Charts and graphs in Excel are identified as Picture segments with spreadsheet context:
{
  "content": "Sales trend chart showing quarterly growth from Q1 to Q4",
  "text": "",
  "segment_type": "Picture", 
  "bbox": {"left": 450, "top": 100, "width": 350, "height": 300},
  "page_number": 1,
  "image": "https://api.chunkr.ai/chart-image...",
  
  // Excel-specific properties  
  "ss_sheet_name": "Dashboard",
  "ss_range": "E1:K20",
  "ss_cells": []
}

Accessing Excel Metadata in Code

for chunk in task.output.chunks:
    for segment in chunk.segments:
        # Standard properties
        print(f"Content: {segment.content}")
        print(f"Type: {segment.segment_type}")
        
        # Excel-specific properties (only populated for Excel files)

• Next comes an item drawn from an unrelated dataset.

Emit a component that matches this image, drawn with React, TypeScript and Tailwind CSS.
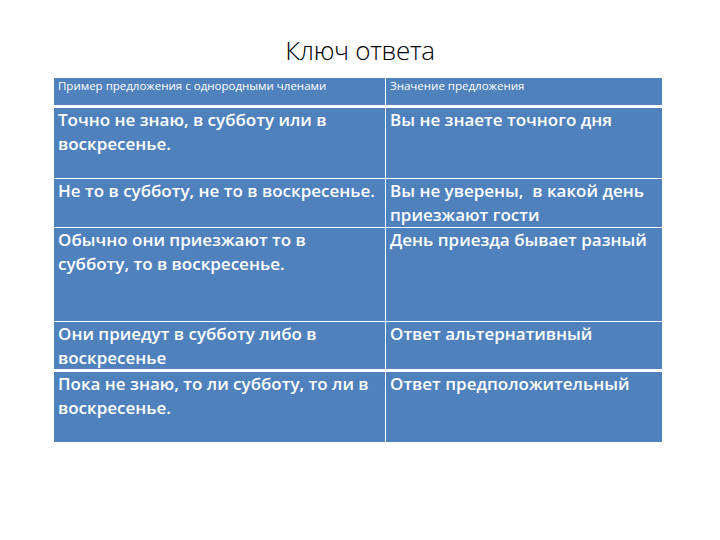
const rows = [
  {
    h: "h-[70px]",
    left: ["Точно не знаю, в субботу или в", "воскресенье."],
    right: ["Вы не знаете точного дня"],
  },
  {
    h: "h-[48px]",
    left: ["Не то в субботу, не то в воскресенье."],
    right: ["Вы не уверены,  в какой день", "приезжают гости"],
  },
  {
    h: "h-[93px]",
    left: ["Обычно они приезжают то в", "субботу, то в воскресенье."],
    right: ["День приезда бывает разный"],
  },
  {
    h: "h-[47px]",
    left: ["Они приедут в субботу либо в", "воскресенье"],
    right: ["Ответ альтернативный"],
  },
  {
    h: "h-[70px]",
    left: ["Пока не знаю, то ли субботу, то ли в", "воскресенье."],
    right: ["Ответ предположительный"],
  },
]

function Cell({ lines, wide }: { lines: string[]; wide?: boolean }) {
  return (
    <div className={`${wide ? "w-[331px]" : "w-[276px]"} bg-[#4f81bd] px-[4px] text-[17px] leading-[24px] font-semibold text-white`}>
      {lines.map((l, i) => (
        <div key={i} className="whitespace-pre">{l}</div>
      ))}
    </div>
  )
}

export default function App() {
  return (
    <div className="w-[720px] h-[540px] bg-white font-['Open_Sans',sans-serif]">
      <div className="pt-[34px] h-[78px] text-center text-[26px] leading-[32px] font-light text-black tracking-[-0.3px]">
        Ключ ответа
      </div>

      <div className="ml-[54px] w-[608px] flex flex-col">
        {/* header */}
        <div className="flex h-[27px] gap-[1px]">
          <div className="w-[331px] bg-[#4f81bd] px-[4px] text-[11.5px] leading-[16px] text-white">
            Пример предложения с однородными членами
          </div>
          <div className="w-[276px] bg-[#4f81bd] px-[4px] text-[11.5px] leading-[16px] text-white">
            Значение предложения
          </div>
        </div>
        <div className="h-[3px]" />

        {rows.map((r, i) => (
          <div key={i} className={`flex gap-[1px] ${r.h} ${i === 4 ? "mt-[3px]" : i > 0 ? "mt-[1px]" : ""}`}>
            <Cell lines={r.left} wide />
            <Cell lines={r.right} />
          </div>
        ))}
      </div>
    </div>
  )
}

        if segment.ss_sheet_name:
            print(f"Sheet: {segment.ss_sheet_name}")
            print(f"Range: {segment.ss_range}")
            
        # Access individual cells
        if segment.ss_cells:
            for cell in segment.ss_cells:
                print(f"Cell {cell.range}: {cell.text}")
                if cell.formula:
                    print(f"Formula: {cell.formula}")
        
        # Access header information if available
        if segment.ss_header_text:
            print(f"Header: {segment.ss_header_text}")
This Excel-specific metadata makes Chunkr’s Excel parser uniquely powerful for AI applications that need to understand and work with spreadsheet structure and context.